Congress last week approved House Resolution 489, which Payson hopes will keep the Blue Ridge pipeline project from getting caught in any more bureaucratic crossfires.
The legislation would make it clear that the U.S. Bureau of Reclamation will play the lead role in overseeing the pipeline project, which passes through two different national forests.
Congressional District One Rep. Paul Gosar sponsored the legislation, which mirrored a bill his predecessor Rep. Ann Kirkpatrick also got through the House. However, the Senate never acted on Kirkpatrick’s bill, leaving Gosar to start over from the beginning.
Town of Payson Mayor Kenny Evans noted upon the passage of the bill, “We are deeply pleased that Congressman Gosar, as a freshman, was able to pass this important piece of legislation. Having a sustainable supply of water is important for the future of our small community and we appreciate the congressman’s efforts to cut through the bureaucratic red tape that has been holding this project up.”

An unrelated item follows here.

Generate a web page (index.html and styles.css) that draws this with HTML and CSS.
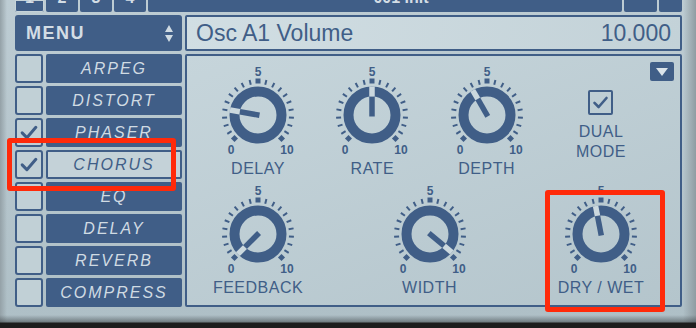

Gosar said, “My legislation is a common-sense solution to the bureaucratic wrangling that has occurred between the Department of Interior and Agriculture that has compromised the routine maintenance of critical water infrastructure in Arizona. I am humbled by the strong bipartisan support the bill received, and I thank all of the local and federal stakeholders who came to the table. When we work together and put the people first, we can break the partisan stalemate in Washington and solve the problems facing our communities.”
Payson has been pushing for the legislation for more than two years, hoping to make it easier to build and maintain the Blue Ridge pipeline. Access to the 17-mile stretch of existing pipeline atop the Rim has sometimes been impeded by Coconino National Forest officials.
Meanwhile, Payson continues to struggle to win approval from the Tonto National Forest to build a second, 15-mile section of pipe buried alongside Houston Mesa Road.
Relatively minor questions raised about the potential impact of several endangered species that don’t actually live in the East Verde River have caused a one-year delay in the project — now undergoing review by the U.S. Fish and Wildlife Service.
Payson hopes to win Forest Service approval of the pipeline and site for a water treatment plant so it can begin construction of the pipeline in the spring. The town already used a portion of a $10 million federal stimulus grant, to purchase and store pipe in Phoenix while awaiting Forest Service action.
Town officials say the doubling of the town’s water supply the pipeline will produce remains essential to all its future growth plans, especially the long-suffering plans to build a 6,000-student Arizona State University campus here.
As it turns out, H.R. 489 would have relatively little impact on that sort of log jam that has stalled the pipeline for the past year, since the Forest Service will still have the responsibility for approving various environmental assessments.
Nonetheless, Payson officials say that H.R. 489 will clear away future roadblocks when it comes to actually building the pipeline and then the ongoing, long-term maintenance.
Arizona Senators Jon Kyl and John McCain meanwhile have co-sponsored S. 201, an identical measure that has already passed the Senate Energy and Natural Resources Committee.
If the full Senate approves S. 201, the House and Senate versions would be merged and move on to the White House for a signature.